Am 9. Mai reist der türkische Präsident Recep Tayyip Erdoğan nach Washington. Wenn er im Weißen Haus mit US-Präsident Joe Boden trifft, geht es einmal mehr um die militärische Zusammenarbeit. Neben Rheinmetall spielt die Türkei eine Schlüsselrolle, und die Munitionsbeschaffung ist kriegsentscheidend.

Die USA kommen mit der Produktion von Munition nicht nach. DieAmerikaner haben den Bedarf unterschätzt. Nun sorgen sie sich um den Nachschub: für sich, für die Ukraine und Israel. Die weltweiten Engpässe betreffen auch die Supermacht.

Wie die Türkei zum Krisengewinnler wurde

Wie es heißt, sollen bis 2025 knapp 30 Prozent aller US 155 mm Artilleriegeschosse von der türkischen Rüstungsfirma Repkon hergestellt werden. In einem Statement äußerte sich das Pentagon zuversichtlich: Die Zusammenarbeit sei „Schlüssel, eine globale Verteidigungsindustrie aufzubauen.“ Laut der Agentur Bloomberg wird die Türkei zum größten Artilleriemunition-Lieferanten der USA.

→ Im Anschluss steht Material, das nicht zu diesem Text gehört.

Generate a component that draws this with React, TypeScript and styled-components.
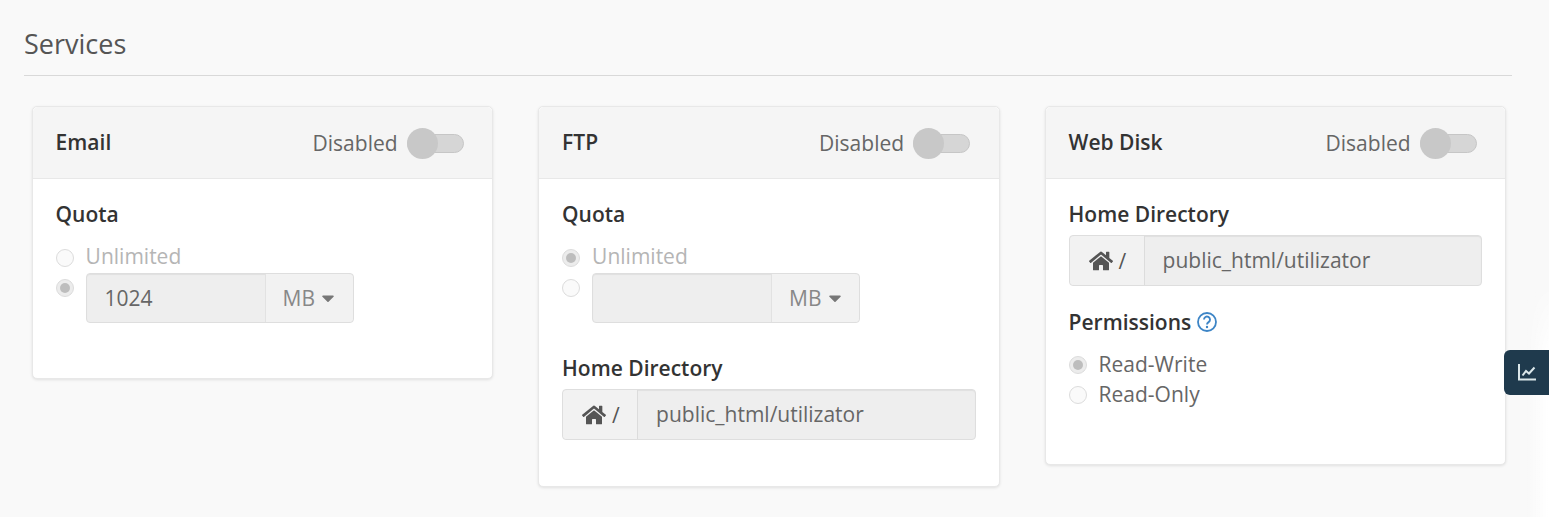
import styled, { createGlobalStyle } from "styled-components";
import { FaHome, FaCaretDown } from "react-icons/fa";

const GlobalStyle = createGlobalStyle`
  html, body {
    margin: 0;
    padding: 0;
    background: #f9f9f9;
  }
  body {
    font-family: "Open Sans", "Liberation Sans", sans-serif;
    font-size: 21px;
    color: #333;
    overflow: hidden;
  }
`;

const Page = styled.div`
  position: relative;
  height: 517px;
  padding: 23px 37px 0 24px;
  box-sizing: border-box;
  overflow: hidden;
`;

const Title = styled.h2`
  margin: 0;
  padding-bottom: 11px;
  font-size: 27px;
  line-height: 41px;
  font-weight: 400;
  color: #555;
  border-bottom: 1px solid #d9d9d9;
`;

const Cards = styled.div`
  display: grid;
  grid-template-columns: 461.5px 461.5px 461.5px;
  column-gap: 45px;
  align-items: start;
  padding: 30px 0 0 7.6px;
`;

const Card = styled.section`
  background: #fff;
  border: 1px solid #e8e8e8;
  border-radius: 5px;
  box-shadow: 0 1px 3px rgba(0, 0, 0, 0.1);
  box-sizing: border-box;
`;

const CardHeader = styled.header`
  display: flex;
  align-items: center;
  justify-content: space-between;
  height: 72px;
  padding: 0 28.5px 0 23px;
  box-sizing: border-box;
  background: #f5f5f5;
  border-bottom: 1px solid #e8e8e8;
  border-radius: 5px 5px 0 0;
`;

const CardTitle = styled.h3`
  margin: 0 0 2px;
  font-size: 21px;
  font-weight: 600;
  color: #333;
`;

const Status = styled.div`
  display: flex;
  align-items: center;
  gap: 9px;
  margin-top: 1px;
  color: #666;
`;

const Toggle = styled.span`
  position: relative;
  display: block;
  width: 57px;
  height: 19px;
  box-sizing: border-box;
  background: #d6d6d6;
  border: 1px solid #c6c6c6;
  border-radius: 10px;

  &::before {
    content: "";
    position: absolute;
    left: -1px;
    top: -7px;
    width: 31px;
    height: 31px;
    border-radius: 50%;
    background: #c8c8c8;
  }
`;

const CardBody = styled.div`
  padding: 21px 23px 24px;
`;

const Field = styled.div<{ $loose?: boolean }>`
  margin-bottom: ${(p) => (p.$loose ? "31px" : "22px")};
`;

const Label = styled.div`
  margin-bottom: 7px;
  font-size: 21px;
  line-height: 28px;
  font-weight: 600;
  color: #333;
  display: flex;
  align-items: center;
  gap: 5px;
`;

const RadioList = styled.div`
  padding-top: 6px;
`;

const RadioRow = styled.div<{ $muted?: boolean }>`
  display: flex;
  align-items: flex-start;
  gap: 12px;
  min-height: 30px;
  line-height: 30px;
  color: ${(p) => (p.$muted ? "#b5b5b5" : "#666")};
`;

const InputRow = styled(RadioRow)`
  margin-top: 2px;
`;

const Radio = styled.span<{ $checked?: boolean; $top?: number }>`
  position: relative;
  flex: none;
  width: 18px;
  height: 18px;
  margin-top: ${(p) => p.$top ?? 7}px;
  box-sizing: border-box;
  border-radius: 50%;
  border: 1px solid #dcdcdc;
  background: ${(p) => (p.$checked ? "#ececec" : "#fafafa")};

  &::after {
    content: "";
    display: ${(p) => (p.$checked ? "block" : "none")};
    position: absolute;
    left: 3px;
    top: 3px;
    width: 10px;
    height: 10px;
    border-radius: 50%;
    background: #bdbdbd;
  }
`;

const Group = styled.div<{ $width?: string; $height?: string }>`
  display: flex;
  width: ${(p) => p.$width || "100%"};
  height: ${(p) => p.$height || "51px"};
  box-sizing: border-box;
  border: 1px solid #dedede;
  border-radius: 4px;
  background: #eee;
  box-shadow: inset 0 1px 1px rgba(0, 0, 0, 0.06);
  color: #666;
  line-height: 48px;
`;

const Value = styled.div`
  flex: 1;
  padding-left: 18px;
`;

const UnitAddon = styled.div`
  display: flex;
  align-items: center;
  gap: 3px;
  width: 88px;
  padding-left: 17px;
  box-sizing: border-box;
  background: #f2f2f2;
  border-left: 1px solid #e2e2e2;
  border-radius: 0 4px 4px 0;
  color: #888;
`;

const HomeAddon = styled.div`
  display: flex;
  align-items: center;
  gap: 6px;
  width: 75px;
  padding-left: 19px;
  box-sizing: border-box;
  background: #f2f2f2;
  border-right: 1px solid #dcdcdc;
  border-radius: 4px 0 0 4px;
  color: #555;
`;

const Help = styled.svg`
  width: 22px;
  height: 22px;
`;

const SideTab = styled.div`
  position: absolute;
  right: 0;
  top: 350px;
  width: 45px;
  height: 45px;
  display: flex;
  align-items: center;
  padding-left: 14px;
  box-sizing: border-box;
  background: #1f3a4d;
  border-radius: 6px 0 0 6px;
`;

const EdgeFade = styled.div`
  position: absolute;
  right: 0;
  top: 280px;
  bottom: 0;
  width: 22px;
  background: linear-gradient(to right, rgba(255, 255, 255, 0), #fff);
  mask-image: linear-gradient(to bottom, transparent, #000 80px);
`;

const QuotaField = ({ unlimited, value }: { unlimited?: boolean; value?: string }) => (
  <Field $loose>
    <Label>Quota</Label>
    <RadioList>
      <RadioRow $muted>
        <Radio $checked={unlimited} $top={8} />
        Unlimited
      </RadioRow>
      <InputRow>
        <Radio $checked={!unlimited} $top={6} />
        <Group $width="268px" $height="50px">
          <Value>{value}</Value>
          <UnitAddon>
            MB <FaCaretDown size={20} color="#777" />
          </UnitAddon>
        </Group>
      </InputRow>
    </RadioList>
  </Field>
);

const HomeField = () => (
  <Field>
    <Label>Home Directory</Label>
    <Group>
      <HomeAddon>
        <FaHome size={24} color="#555" /> /
      </HomeAddon>
      <Value>public_html/utilizator</Value>
    </Group>
  </Field>
);

const Header = ({ title }: { title: string }) => (
  <CardHeader>
    <CardTitle>{title}</CardTitle>
    <Status>
      Disabled
      <Toggle />
    </Status>
  </CardHeader>
);

export default function App() {
  return (
    <Page>
      <GlobalStyle />
      <Title>Services</Title>
      <Cards>
        <Card>
          <Header title="Email" />
          <CardBody>
            <QuotaField value="1024" />
          </CardBody>
        </Card>
        <Card>
          <Header title="FTP" />
          <CardBody>
            <QuotaField unlimited />
            <HomeField />
          </CardBody>
        </Card>
        <Card>
          <Header title="Web Disk" />
          <CardBody>
            <HomeField />
            <Field $loose>
              <Label>
                Permissions
                <Help viewBox="0 0 22 22" fill="none">
                  <circle cx="11" cy="11" r="9" stroke="#3d85c6" strokeWidth="1.8" />
                  <path d="M8 8.6a3 3 0 1 1 4.6 2.5c-1 .7-1.6 1.2-1.6 2.4" stroke="#3d85c6" strokeWidth="1.9" />
                  <circle cx="11" cy="16" r="1.2" fill="#3d85c6" />
                </Help>
              </Label>
              <RadioList>
                <RadioRow>
                  <Radio $checked />
                  Read-Write
                </RadioRow>
                <RadioRow>
                  <Radio />
                  Read-Only
                </RadioRow>
              </RadioList>
            </Field>
          </CardBody>
        </Card>
      </Cards>
      <EdgeFade />
      <SideTab>
        <svg width="18" height="17" viewBox="0 0 18 17" fill="none" stroke="#dbe7ea" strokeWidth="2">
          <path d="M1 0v15.5h17" />
          <path d="M4.5 11.5l3.5-4.5 3 2.5 5.5-6" />
        </svg>
      </SideTab>
    </Page>
  );
}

Die Türkei ist ein Krisengewinnler. Sie hat faktisch eine Kompensation für ihre Zustimmung zum Nato-Beitritt Schwedens erzielt, nämlich F-16-Kampfjets von den USA. Sie hat die Ukraine mit Bayraktar-Drohnen beliefert, ohne dass es ihr bislang als antirussische Haltung vorgeworfen worden wäre.

Erst Anfang März sprach der ukrainische Präsident Wolodymyr Selenskyj in Ankara vor. Er weiß zu gut, dass die Türkei die zweitgrößte Armee der Nato stellt und dementsprechend über große Bestände an Munition verfügt.

Die Bundeswehr liefert 10.000 Geschosse

Um die Munition war es auch beim letzten Treffen der „Ukraine-Kontaktgruppe“ auf dem US-Luftwaffenstützpunkt Ramstein gegangen. Die Verbündeten stellten 180.000 Artilleriegranaten ab Sommer in Aussicht und mittelfristig weitere 100.000 Stück.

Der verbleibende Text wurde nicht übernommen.